**Task details:** Return each line of the data below exactly, omitting any pictures.

=-=-=-=-=

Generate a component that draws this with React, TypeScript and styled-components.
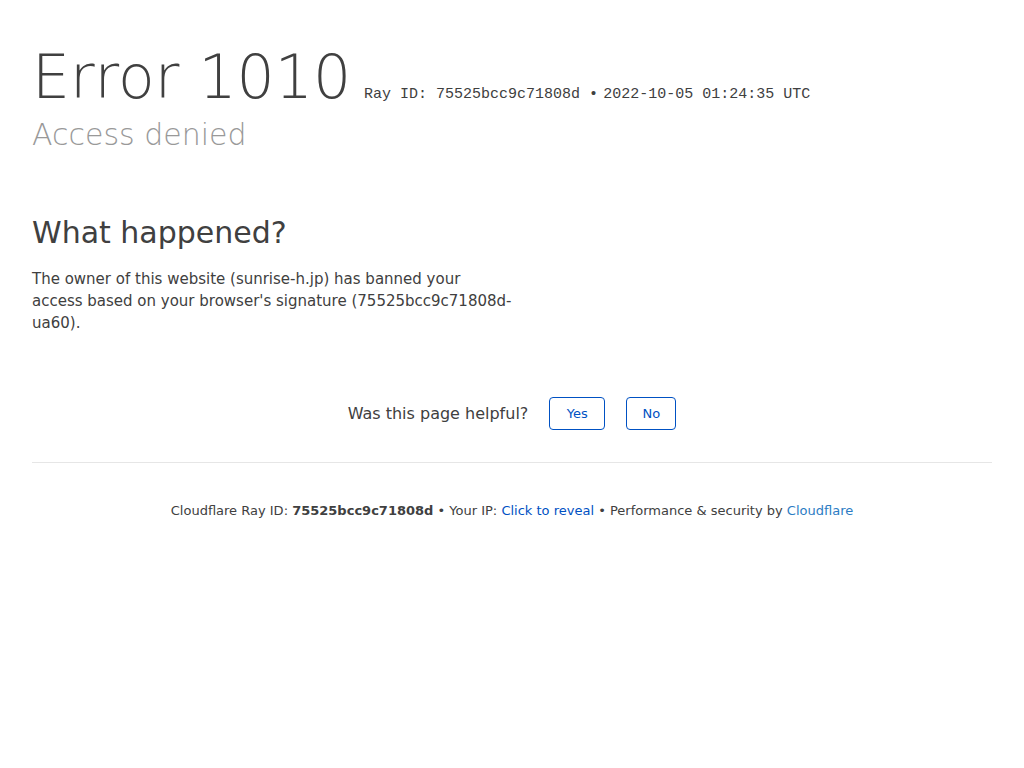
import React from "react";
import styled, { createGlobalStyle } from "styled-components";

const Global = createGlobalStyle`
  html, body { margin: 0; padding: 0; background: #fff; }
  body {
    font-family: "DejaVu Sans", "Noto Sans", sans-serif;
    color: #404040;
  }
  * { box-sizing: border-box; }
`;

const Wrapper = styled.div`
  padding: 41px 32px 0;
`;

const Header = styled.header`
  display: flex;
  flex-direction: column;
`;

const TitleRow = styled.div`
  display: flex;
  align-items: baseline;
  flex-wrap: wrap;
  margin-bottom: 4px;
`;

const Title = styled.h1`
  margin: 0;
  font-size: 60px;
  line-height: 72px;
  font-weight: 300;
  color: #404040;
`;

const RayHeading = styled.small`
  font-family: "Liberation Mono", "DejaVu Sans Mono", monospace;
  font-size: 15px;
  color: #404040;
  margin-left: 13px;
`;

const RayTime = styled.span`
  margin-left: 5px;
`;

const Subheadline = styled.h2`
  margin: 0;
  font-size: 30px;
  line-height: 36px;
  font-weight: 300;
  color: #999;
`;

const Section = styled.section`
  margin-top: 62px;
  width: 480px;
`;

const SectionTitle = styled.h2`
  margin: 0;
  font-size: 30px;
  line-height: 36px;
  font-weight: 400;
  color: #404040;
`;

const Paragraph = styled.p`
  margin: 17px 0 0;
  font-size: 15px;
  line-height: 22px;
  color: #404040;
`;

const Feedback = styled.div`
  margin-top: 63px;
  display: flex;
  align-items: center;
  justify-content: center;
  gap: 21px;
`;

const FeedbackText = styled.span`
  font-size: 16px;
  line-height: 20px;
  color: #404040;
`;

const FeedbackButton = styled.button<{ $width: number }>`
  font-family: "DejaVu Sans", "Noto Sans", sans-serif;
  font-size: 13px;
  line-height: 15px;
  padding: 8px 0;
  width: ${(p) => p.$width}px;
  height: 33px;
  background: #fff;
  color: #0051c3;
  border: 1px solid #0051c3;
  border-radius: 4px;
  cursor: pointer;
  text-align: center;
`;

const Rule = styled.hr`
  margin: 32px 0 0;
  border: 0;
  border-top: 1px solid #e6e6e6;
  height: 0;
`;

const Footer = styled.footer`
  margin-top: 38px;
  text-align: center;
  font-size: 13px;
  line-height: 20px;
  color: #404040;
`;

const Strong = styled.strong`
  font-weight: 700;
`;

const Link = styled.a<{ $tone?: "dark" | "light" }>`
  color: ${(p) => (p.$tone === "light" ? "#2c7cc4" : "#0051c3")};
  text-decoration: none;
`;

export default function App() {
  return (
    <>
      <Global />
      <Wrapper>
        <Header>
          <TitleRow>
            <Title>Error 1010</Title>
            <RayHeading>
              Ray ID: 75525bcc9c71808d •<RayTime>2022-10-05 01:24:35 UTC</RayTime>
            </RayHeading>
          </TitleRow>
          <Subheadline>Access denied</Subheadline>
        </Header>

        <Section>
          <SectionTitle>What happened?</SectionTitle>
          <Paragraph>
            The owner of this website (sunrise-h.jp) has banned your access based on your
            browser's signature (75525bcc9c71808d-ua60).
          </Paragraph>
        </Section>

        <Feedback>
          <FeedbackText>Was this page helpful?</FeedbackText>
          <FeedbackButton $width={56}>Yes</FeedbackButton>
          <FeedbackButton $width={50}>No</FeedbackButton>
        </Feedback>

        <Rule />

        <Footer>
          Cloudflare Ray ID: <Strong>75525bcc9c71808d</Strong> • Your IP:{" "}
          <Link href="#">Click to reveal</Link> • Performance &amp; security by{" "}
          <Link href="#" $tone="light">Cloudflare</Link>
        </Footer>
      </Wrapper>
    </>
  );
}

=-=-=-=-=

**Solution to the problem:**
Generate a component that draws this with React, TypeScript and styled-components.
import React from "react";
import styled, { createGlobalStyle } from "styled-components";

const Global = createGlobalStyle`
  html, body { margin: 0; padding: 0; background: #fff; }
  body {
    font-family: "DejaVu Sans", "Noto Sans", sans-serif;
    color: #404040;
  }
  * { box-sizing: border-box; }
`;

const Wrapper = styled.div`
  padding: 41px 32px 0;
`;

const Header = styled.header`
  display: flex;
  flex-direction: column;
`;

const TitleRow = styled.div`
  display: flex;
  align-items: baseline;
  flex-wrap: wrap;
  margin-bottom: 4px;
`;

const Title = styled.h1`
  margin: 0;
  font-size: 60px;
  line-height: 72px;
  font-weight: 300;
  color: #404040;
`;

const RayHeading = styled.small`
  font-family: "Liberation Mono", "DejaVu Sans Mono", monospace;
  font-size: 15px;
  color: #404040;
  margin-left: 13px;
`;

const RayTime = styled.span`
  margin-left: 5px;
`;

const Subheadline = styled.h2`
  margin: 0;
  font-size: 30px;
  line-height: 36px;
  font-weight: 300;
  color: #999;
`;

const Section = styled.section`
  margin-top: 62px;
  width: 480px;
`;

const SectionTitle = styled.h2`
  margin: 0;
  font-size: 30px;
  line-height: 36px;
  font-weight: 400;
  color: #404040;
`;

const Paragraph = styled.p`
  margin: 17px 0 0;
  font-size: 15px;
  line-height: 22px;
  color: #404040;
`;

const Feedback = styled.div`
  margin-top: 63px;
  display: flex;
  align-items: center;
  justify-content: center;
  gap: 21px;
`;

const FeedbackText = styled.span`
  font-size: 16px;
  line-height: 20px;
  color: #404040;
`;

const FeedbackButton = styled.button<{ $width: number }>`
  font-family: "DejaVu Sans", "Noto Sans", sans-serif;
  font-size: 13px;
  line-height: 15px;
  padding: 8px 0;
  width: ${(p) => p.$width}px;
  height: 33px;
  background: #fff;
  color: #0051c3;
  border: 1px solid #0051c3;
  border-radius: 4px;
  cursor: pointer;
  text-align: center;
`;

const Rule = styled.hr`
  margin: 32px 0 0;
  border: 0;
  border-top: 1px solid #e6e6e6;
  height: 0;
`;

const Footer = styled.footer`
  margin-top: 38px;
  text-align: center;
  font-size: 13px;
  line-height: 20px;
  color: #404040;
`;

const Strong = styled.strong`
  font-weight: 700;
`;

const Link = styled.a<{ $tone?: "dark" | "light" }>`
  color: ${(p) => (p.$tone === "light" ? "#2c7cc4" : "#0051c3")};
  text-decoration: none;
`;

export default function App() {
  return (
    <>
      <Global />
      <Wrapper>
        <Header>
          <TitleRow>
            <Title>Error 1010</Title>
            <RayHeading>
              Ray ID: 75525bcc9c71808d •<RayTime>2022-10-05 01:24:35 UTC</RayTime>
            </RayHeading>
          </TitleRow>
          <Subheadline>Access denied</Subheadline>
        </Header>

        <Section>
          <SectionTitle>What happened?</SectionTitle>
          <Paragraph>
            The owner of this website (sunrise-h.jp) has banned your access based on your
            browser's signature (75525bcc9c71808d-ua60).
          </Paragraph>
        </Section>

        <Feedback>
          <FeedbackText>Was this page helpful?</FeedbackText>
          <FeedbackButton $width={56}>Yes</FeedbackButton>
          <FeedbackButton $width={50}>No</FeedbackButton>
        </Feedback>

        <Rule />

        <Footer>
          Cloudflare Ray ID: <Strong>75525bcc9c71808d</Strong> • Your IP:{" "}
          <Link href="#">Click to reveal</Link> • Performance &amp; security by{" "}
          <Link href="#" $tone="light">Cloudflare</Link>
        </Footer>
      </Wrapper>
    </>
  );
}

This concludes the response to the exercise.